Bariera działa teraz na blisko 108 kilometrach. Granicę polsko-białoruską monitoruje tam ok. 1,5 tys. kamer dzienno-nocnych i termowizyjnych. Sygnały z systemu spływają do Centrum Nadzoru w Białymstoku, które o sytuacji na granicy informuje patrole SG.
Fragmenty systemu w okolicy Mielnika i Czeremchy to ostatnie z jedenastu odcinków, które SG odebrała w 2022 roku. Do uruchomienia pozostanie pięć, w sumie ok. 98 km.

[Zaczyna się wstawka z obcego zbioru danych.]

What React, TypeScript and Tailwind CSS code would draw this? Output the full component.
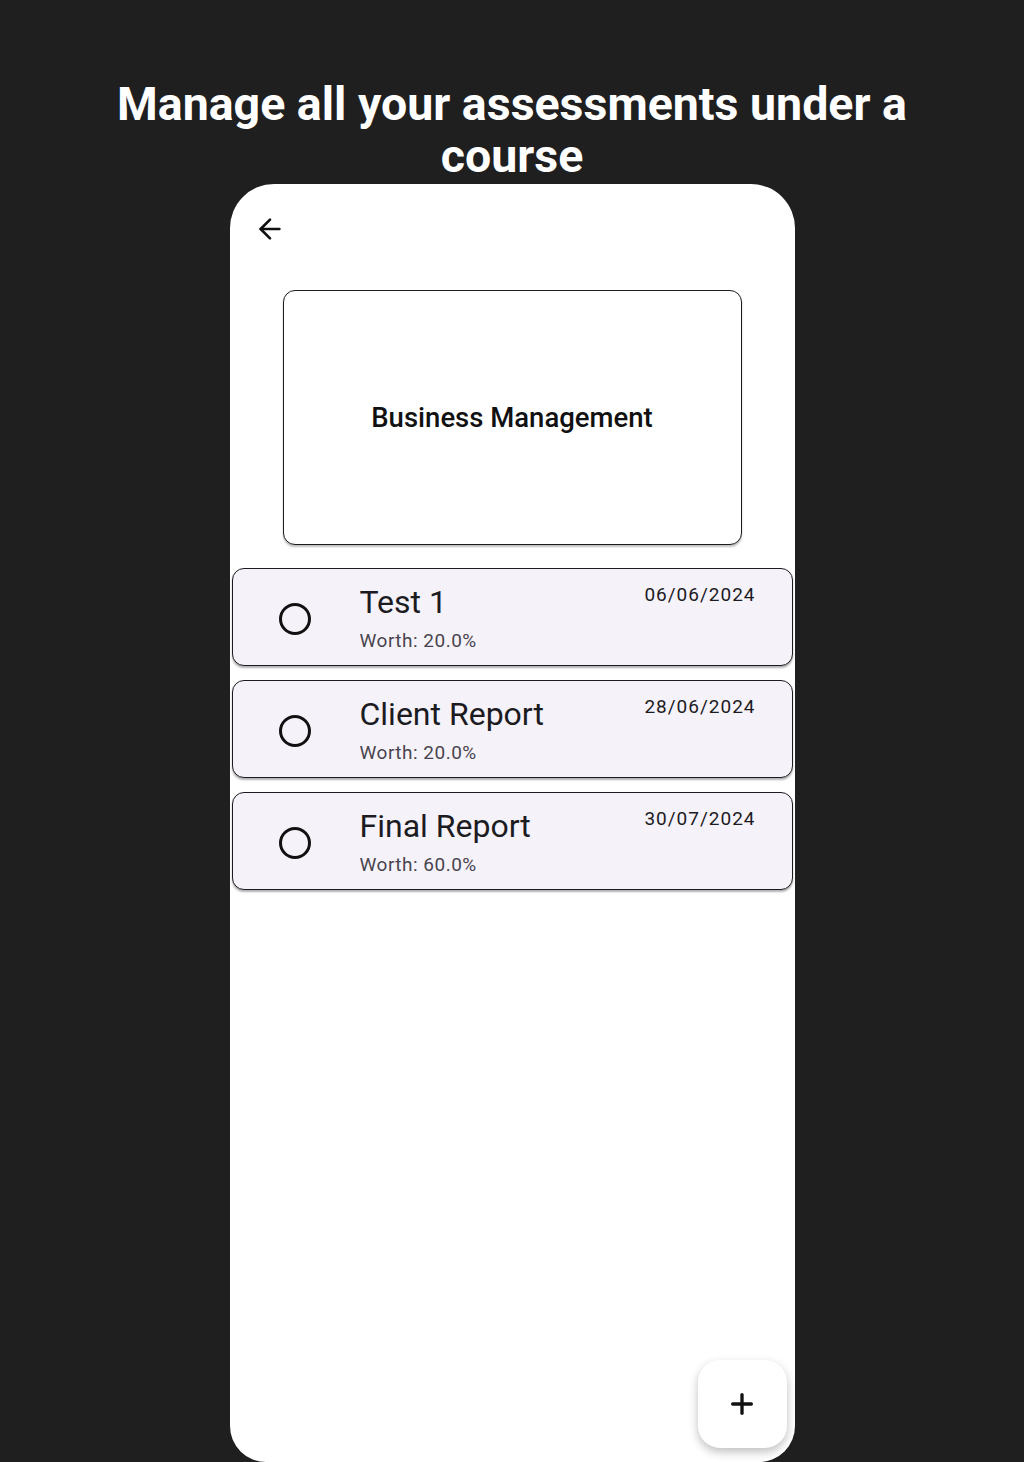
import { ArrowLeft, Plus } from "lucide-react";

const assessments = [
  { name: "Test 1", worth: "20.0%", due: "06/06/2024" },
  { name: "Client Report", worth: "20.0%", due: "28/06/2024" },
  { name: "Final Report", worth: "60.0%", due: "30/07/2024" },
];

const AssessmentRow = ({ name, worth, due }: { name: string; worth: string; due: string }) => (
  <div className="flex h-[98px] items-center rounded-[12px] border-[1.5px] border-[#1c1b1f] bg-[#f6f2f9] shadow-[0_2px_2px_rgba(0,0,0,0.3)]">
    <div className="ml-[46px] mt-[4px] h-[32px] w-[32px] rounded-full border-[3px] border-[#111]" />
    <div className="ml-[49px] mt-[2px] flex flex-col">
      <span className="text-[32px] leading-[36px] text-[#1c1b1f]">{name}</span>
      <span className="mt-[10px] text-[19px] leading-[22px] tracking-[0.5px] text-[#49454f]">
        Worth: {worth}
      </span>
    </div>
    <span className="mr-[36px] mt-[14px] ml-auto self-start text-[19px] leading-[24px] tracking-[1px] text-[#1c1b1f]">
      {due}
    </span>
  </div>
);

const App = () => {
  return (
    <div className="flex min-h-[1462px] flex-col items-center bg-[#1f1f1f] font-['Roboto',sans-serif]">
      <h1 className="pt-[78px] text-center text-[46.5px] font-bold leading-[52px] text-white">
        Manage all your assessments under a
        <br />
        course
      </h1>

      <div className="relative mt-[2px] flex h-[1278px] w-[565px] flex-col rounded-t-[44px] rounded-b-[36px] bg-white px-[2px]">
        <button className="ml-[22px] mt-[29px] self-start text-[#111]">
          <ArrowLeft className="h-[32px] w-[32px]" strokeWidth={2} />
        </button>

        <div className="mx-[51px] mt-[45px] flex h-[255px] items-center justify-center rounded-[12px] border-[1.5px] border-[#1c1b1f] bg-white shadow-[0_2px_2px_rgba(0,0,0,0.25)]">
          <span className="text-[27.5px] font-medium text-[#111]">Business Management</span>
        </div>

        <div className="mt-[23px] flex flex-col gap-[14px]">
          {assessments.map((a) => (
            <AssessmentRow key={a.name} {...a} />
          ))}
        </div>

        <button className="absolute bottom-[14px] right-[8px] flex h-[88px] w-[89px] items-center justify-center rounded-[22px] bg-white shadow-[0_4px_10px_rgba(0,0,0,0.25)]">
          <Plus className="h-[32px] w-[32px] text-[#111]" strokeWidth={2.5} />
        </button>
      </div>
    </div>
  );
};

export default App;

Według rzeczniczki SG porucznik Anny Michalskiej będą one gotowe do połowy stycznia.
Według wcześniejszych zapowiedzi cały system miał zostać uruchomiony do końca tego roku. Powodem przedłużenia prac, jak tłumaczyła porucznik Michalska, były opóźnienia w dostawie kamer termowizyjnych.
Barierę elektroniczną wykonuje Elektrotim, a jej koszt to ok. 343 mln zł. Docelowo ma zabezpieczyć około 206 kilometrów. Będzie wyposażona w ok. 3 tysięcy kamer dzienno-nocnych i termowizyjnych, 400 km kabli detekcyjnych oraz 11 kontenerów teletechnicznych.
Latem na podlaskiej części granicy z Białorusią ukończono zaporę fizyczną, czyli 5,5-metrowy płot ze stalowych przęseł zwieńczony drutem żyletkowym. Ogrodzenie stoi na 186 kilometrach. Bariera elektroniczna obejmie również te odcinki, gdzie go nie ma, np. graniczne rzeki.
Zapora na granicy to odpowiedź na trwającą od połowy 2021 roku presję migracyjną organizowaną przez białoruski reżim.
Koszt całej inwestycji to ok. 1,6 mld złotych.